You can't be a landlord without getting all sorts of governmental tax advantages. You know it and I know it. If you had to pay taxes based on the income that you get from your property and didn't get all of the write offs for expenses and interests and taxes and depreciation associated with the property you wouldn't be in the business.

Your business (renting property) is TOTALLY a subsidy of the government. And, if you take PHA tenants then EVERY part of your business is dependent on the government.

Get it dolt?

If the government didn't let you deduct the interest you pay on your property and the taxes you pay and the repairs you pay and let you depreciate the value of the property... then you would be making money on the property and having to pay additional income taxes. There is no way you would be in the business.

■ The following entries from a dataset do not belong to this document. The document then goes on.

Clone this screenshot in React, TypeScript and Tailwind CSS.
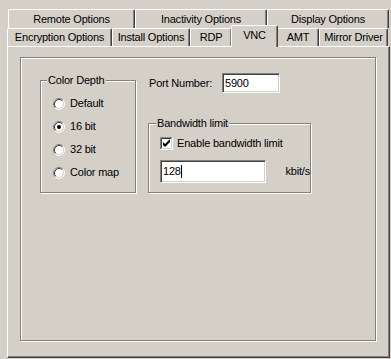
const FONT = { fontFamily: '"Liberation Sans", Arial, sans-serif' };

const ROW1 = [
  { label: "Remote Options", w: "w-[127px]" },
  { label: "Inactivity Options", w: "w-[132px]" },
  { label: "Display Options", w: "w-[122px]" },
];

const ROW2 = [
  { label: "Encryption Options", w: "w-[105px]" },
  { label: "Install Options", w: "w-[78px]" },
  { label: "RDP", w: "w-[42px]" },
  { label: "VNC", w: "w-[47px]", sel: true },
  { label: "AMT", w: "w-[42px]" },
  { label: "Mirror Driver", w: "w-[69px]" },
];

const RADIOS = ["Default", "16 bit", "32 bit", "Color map"];

function Tab({ label, w, sel }: { label: string; w: string; sel?: boolean }) {
  if (sel) {
    return (
      <div className={`${w} relative z-10 -mx-[1px] -mt-[3px] h-[22px] flex items-start justify-center pt-[3px] bg-[#d4d0c8] border-l border-t border-r border-white border-r-[#404040] rounded-t-[2px] shadow-[inset_-1px_0_0_#808080]`}>
        {label}
      </div>
    );
  }
  return (
    <div className={`${w} h-full flex items-center justify-center border-l border-t border-r border-white border-r-[#404040] rounded-t-[2px] shadow-[inset_-1px_0_0_#808080]`}>
      {label}
    </div>
  );
}

function Radio({ checked }: { checked?: boolean }) {
  return (
    <svg width="12" height="12" viewBox="0 0 12 12" className="shrink-0">
      <circle cx="6" cy="6" r="5" fill="#fff" />
      <path d="M2.11 9.89 A5.5 5.5 0 0 1 9.89 2.11" fill="none" stroke="#808080" />
      <path d="M9.89 2.11 A5.5 5.5 0 0 1 2.11 9.89" fill="none" stroke="#fff" />
      <path d="M2.82 9.18 A4.5 4.5 0 0 1 9.18 2.82" fill="none" stroke="#404040" />
      <path d="M9.18 2.82 A4.5 4.5 0 0 1 2.82 9.18" fill="none" stroke="#d4d0c8" />
      {checked && <circle cx="6" cy="6" r="2" fill="#000" />}
    </svg>
  );
}

function Check() {
  return (
    <svg width="13" height="13" viewBox="0 0 13 13" className="shrink-0">
      <rect x="0" y="0" width="13" height="13" fill="#fff" />
      <path d="M0.5 12.5 V0.5 H12.5" fill="none" stroke="#808080" />
      <path d="M1.5 11.5 V1.5 H11.5" fill="none" stroke="#404040" />
      <path d="M0.5 12.5 H12.5 V0.5" fill="none" stroke="#fff" />
      <path d="M1.5 11.5 H11.5 V1.5" fill="none" stroke="#d4d0c8" />
      <path d="M3 5 L3 8 L5 10 L10 5 L10 2 L5 7 Z" fill="#000" />
    </svg>
  );
}

function Field({ value, w, h, caret }: { value: string; w: string; h: string; caret?: boolean }) {
  return (
    <div className={`${w} ${h} flex items-center pl-[2px] bg-white border border-[#808080] border-b-white border-r-white shadow-[inset_1px_1px_0_#404040,inset_-1px_-1px_0_#d4d0c8]`}>
      {value}
      {caret && <span className="inline-block w-[1px] h-[13px] bg-black" />}
    </div>
  );
}

export default function App() {
  return (
    <div style={FONT} className="w-[391px] h-[359px] overflow-hidden bg-[#d4d0c8] pt-[9px] pl-[7px] text-[11px] leading-[13px] tracking-[-0.2px] text-black">
      <div className="flex h-[19px] ml-[1px]">
        {ROW1.map((t) => (
          <Tab key={t.label} {...t} />
        ))}
      </div>
      <div className="flex items-start h-[18px]">
        {ROW2.map((t) => (
          <Tab key={t.label} {...t} />
        ))}
      </div>

      <div className="w-[383px] h-[312px] pt-[10px] pl-[12px] border border-white border-r-[#404040] border-b-[#404040] shadow-[inset_-1px_-1px_0_#808080]">
        <div className="w-[356px] h-[284px] border border-[#808080] shadow-[inset_1px_1px_0_#fff,1px_1px_0_#fff] flex items-start pl-[19px]">
          {/* Color depth */}
          <div className="relative mt-[22px] w-[96px] h-[113px] border border-[#808080] shadow-[inset_1px_1px_0_#fff,1px_1px_0_#fff] pt-[11px] pl-[12px]">
            <div className="absolute left-[6px] -top-[7px] px-[1px] bg-[#d4d0c8]">Color Depth</div>
            {RADIOS.map((r, i) => (
              <div key={r} className="flex items-center gap-[5px] h-[23px]">
                <Radio checked={i === 1} />
                <span>{r}</span>
              </div>
            ))}
          </div>

          <div className="ml-[12px] mt-[15px]">
            <div className="flex items-center h-[20px] pl-[1px]">
              <span className="w-[73px]">Port Number:</span>
              <Field value="5900" w="w-[58px]" h="h-[20px]" />
            </div>

            {/* Bandwidth */}
            <div className="relative mt-[30px] w-[163px] h-[70px] border border-[#808080] shadow-[inset_1px_1px_0_#fff,1px_1px_0_#fff] pt-[13px] pl-[11px]">
              <div className="absolute left-[7px] -top-[7px] px-[1px] bg-[#d4d0c8]">Bandwidth limit</div>
              <div className="flex items-center gap-[4px] h-[13px]">
                <Check />
                <span>Enable bandwidth limit</span>
              </div>
              <div className="flex items-center mt-[10px]">
                <Field value="128" w="w-[107px]" h="h-[23px]" caret />
                <span className="ml-[20px]">kbit/s</span>
              </div>
            </div>
          </div>
        </div>
      </div>
    </div>
  );
}
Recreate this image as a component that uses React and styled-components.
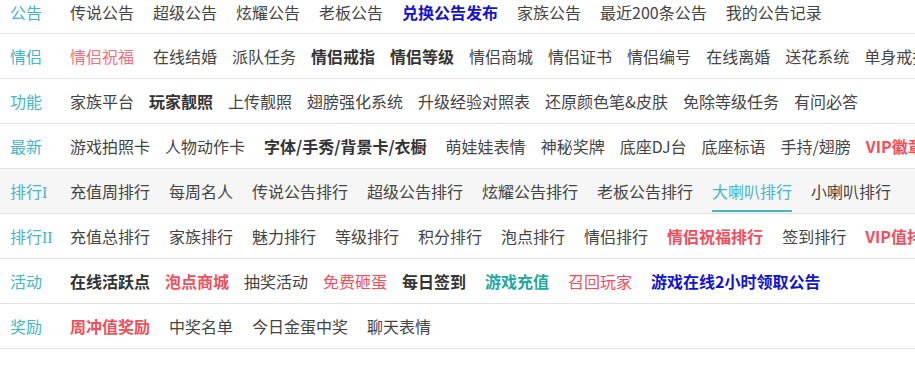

So, buy a clue and take a good look in the mirror and you'll see someone who has been making is money compliments of the US government.


Chuck Repke

9:08 AM  
Anonymous Anonymous said...

Chuck you will find me out real soon. You spew rhetoric and as long as you hear noise coming out your mouth you believe it. I'm man made and give back to society. I don't need your crooked government that hide behind false claims. Just get the hell out of my way with as little regulation as possible. Then your government won't be so bloated that you have to gouge the tax payer. Make it fair then you won't have these politicians(republican and democrat) making loopholes for the select people that support them. Make all of us landlords pay more in taxes chuck, who will end up paying more in rent? Right the tenant! So don't stand behind wanting affordable housing and bitch that landlords don't pay enough.

I argue on facts so when you get a clue on how to I'll take your serious.

We're coming to the end and you will be hearing from me.


2:10 PM  
Anonymous Anonymous said...

Sorry dolt...

But I just spelled out the tax breaks that you get as a landlord (if you actually are one). I suspect that you aren't because you don't understand the basics of the tax code that landlords live off of.